The pace of genome sequencing promises to continue to accelerate thanks to next-generation sequencing (NGS) technologies that have dramatically reduced the cost of generating large numbers of sequence reads. These new technologies are also in a state of almost continuous change, and predicting the state of the art one year from now, let alone five years from now, can be challenging. With the changing capabilities comes the expansion of the number of strategies for de novo sequencing of plant genomes. At the same time, access to NGS platforms is ever expanding and generation of a genome sequence is no longer solely the domain of the large genome center. Consequently, more scientists are faced with a greater breadth of possible strategies for sequencing their genomes of interest, and very little in the way of tools or data to evaluate the appropriateness of a given strategy. Consequently, this results in either expensive collection of data to evaluate strategies, or more often, the selection of a strategy with very little data to support the choice. This proposal seeks to leverage the existing plant genomes in order to develop a web-based plant genome assembly simulation platform. For a given genome, a range of sequencing strategies will be simulated and the resulting data will be assembled with a number of assembly algorithms. These data will be evaluated with newly developed evaluation metrics that seek to capture the heterogeneity of uses for genome sequences, and place the results in a context that maximizes the value to the user. In addition, the platform's relevance to a larger number of plant species will be improved by introducing the concept of a virtual genome. Prototype tools will be developed that enable the construction of such a virtual genome using key genome characteristics (e.g. size, GC content, nature of repeats) that impact genome assembly. The simulation platform generated will provide the user community with:
- Pre-computed results from common sequencing strategies on a range of plant genomes;
- Customizable cost models to compare the costs of different strategies;
- Standardized datasets to compare existing assemblers, and to benchmark new ones;
- Ability to create artificial genomes through a "recipe" of defined changes to a template genome, and then test sequencing strategies on it; and,
- Ability to use the system to develop and test feasibility of new sequencing (and physical mapping) strategies prior to testing in the lab.

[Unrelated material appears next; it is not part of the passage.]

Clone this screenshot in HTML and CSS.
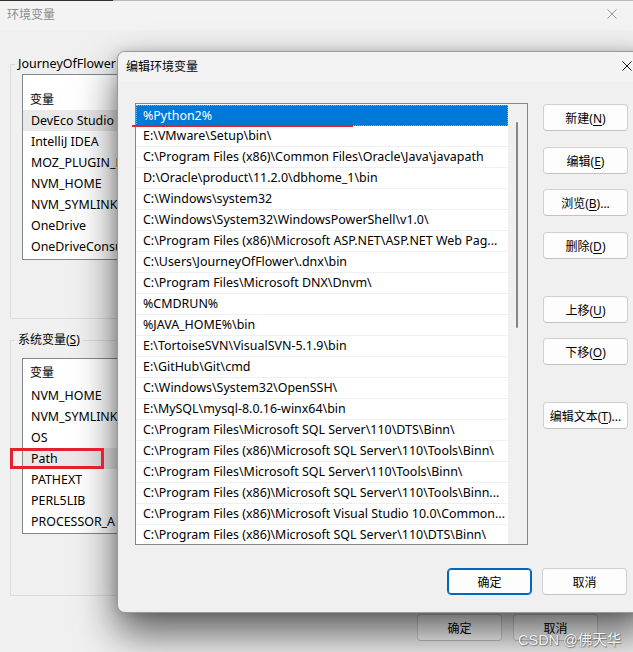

Broader Impacts: The web platform generated leverages existing investments in plant genomes in order to improve the quality and cost-effectiveness of future plant genome sequences. Although no explicit outreach activities are included in this one-year pilot project, the web platform has the potential to educate visitors about the range of sequencing strategies, and to be a forum in which new strategies can be discussed. A continued reduction in cost, and increase in quality of plant genome sequences will have significant, albeit indirect, impact on some of societies most pressing problems such as food security, climate change, and biofuel development. Resources and tools generated by this project will be made freely available to the public through a web site (www.plantagora.org).